*Supplied information*.
────
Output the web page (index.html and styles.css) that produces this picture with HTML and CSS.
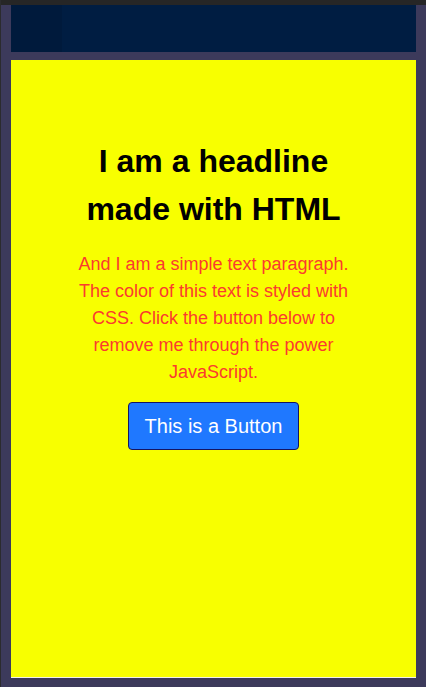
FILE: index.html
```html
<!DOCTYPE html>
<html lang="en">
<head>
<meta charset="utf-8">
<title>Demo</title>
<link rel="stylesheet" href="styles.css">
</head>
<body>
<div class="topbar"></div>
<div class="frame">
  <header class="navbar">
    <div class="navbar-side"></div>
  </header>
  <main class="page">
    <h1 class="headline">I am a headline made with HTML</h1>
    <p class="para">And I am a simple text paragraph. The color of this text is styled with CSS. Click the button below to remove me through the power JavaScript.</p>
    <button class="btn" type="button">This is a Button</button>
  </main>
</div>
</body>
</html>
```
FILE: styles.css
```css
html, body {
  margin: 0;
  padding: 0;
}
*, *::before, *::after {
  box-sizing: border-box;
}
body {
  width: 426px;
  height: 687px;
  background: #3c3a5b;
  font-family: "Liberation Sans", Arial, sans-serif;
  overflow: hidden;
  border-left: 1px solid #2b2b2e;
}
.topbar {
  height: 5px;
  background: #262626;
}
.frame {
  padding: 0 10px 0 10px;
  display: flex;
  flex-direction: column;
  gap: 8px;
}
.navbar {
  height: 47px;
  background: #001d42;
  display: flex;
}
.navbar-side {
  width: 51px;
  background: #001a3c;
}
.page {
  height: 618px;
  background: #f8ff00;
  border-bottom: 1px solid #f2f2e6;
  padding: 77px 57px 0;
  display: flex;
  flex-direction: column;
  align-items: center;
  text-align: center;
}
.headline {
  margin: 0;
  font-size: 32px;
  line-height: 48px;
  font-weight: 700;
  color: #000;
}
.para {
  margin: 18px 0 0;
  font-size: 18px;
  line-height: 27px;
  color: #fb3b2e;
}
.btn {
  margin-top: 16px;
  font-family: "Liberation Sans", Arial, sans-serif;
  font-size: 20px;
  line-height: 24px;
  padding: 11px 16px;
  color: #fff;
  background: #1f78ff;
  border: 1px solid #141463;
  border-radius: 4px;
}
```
────
All the material shown above is to be copied exactly, with no pictures carried over.

*Task solution*.
Output the web page (index.html and styles.css) that produces this picture with HTML and CSS.
FILE: index.html
```html
<!DOCTYPE html>
<html lang="en">
<head>
<meta charset="utf-8">
<title>Demo</title>
<link rel="stylesheet" href="styles.css">
</head>
<body>
<div class="topbar"></div>
<div class="frame">
  <header class="navbar">
    <div class="navbar-side"></div>
  </header>
  <main class="page">
    <h1 class="headline">I am a headline made with HTML</h1>
    <p class="para">And I am a simple text paragraph. The color of this text is styled with CSS. Click the button below to remove me through the power JavaScript.</p>
    <button class="btn" type="button">This is a Button</button>
  </main>
</div>
</body>
</html>
```
FILE: styles.css
```css
html, body {
  margin: 0;
  padding: 0;
}
*, *::before, *::after {
  box-sizing: border-box;
}
body {
  width: 426px;
  height: 687px;
  background: #3c3a5b;
  font-family: "Liberation Sans", Arial, sans-serif;
  overflow: hidden;
  border-left: 1px solid #2b2b2e;
}
.topbar {
  height: 5px;
  background: #262626;
}
.frame {
  padding: 0 10px 0 10px;
  display: flex;
  flex-direction: column;
  gap: 8px;
}
.navbar {
  height: 47px;
  background: #001d42;
  display: flex;
}
.navbar-side {
  width: 51px;
  background: #001a3c;
}
.page {
  height: 618px;
  background: #f8ff00;
  border-bottom: 1px solid #f2f2e6;
  padding: 77px 57px 0;
  display: flex;
  flex-direction: column;
  align-items: center;
  text-align: center;
}
.headline {
  margin: 0;
  font-size: 32px;
  line-height: 48px;
  font-weight: 700;
  color: #000;
}
.para {
  margin: 18px 0 0;
  font-size: 18px;
  line-height: 27px;
  color: #fb3b2e;
}
.btn {
  margin-top: 16px;
  font-family: "Liberation Sans", Arial, sans-serif;
  font-size: 20px;
  line-height: 24px;
  padding: 11px 16px;
  color: #fff;
  background: #1f78ff;
  border: 1px solid #141463;
  border-radius: 4px;
}
```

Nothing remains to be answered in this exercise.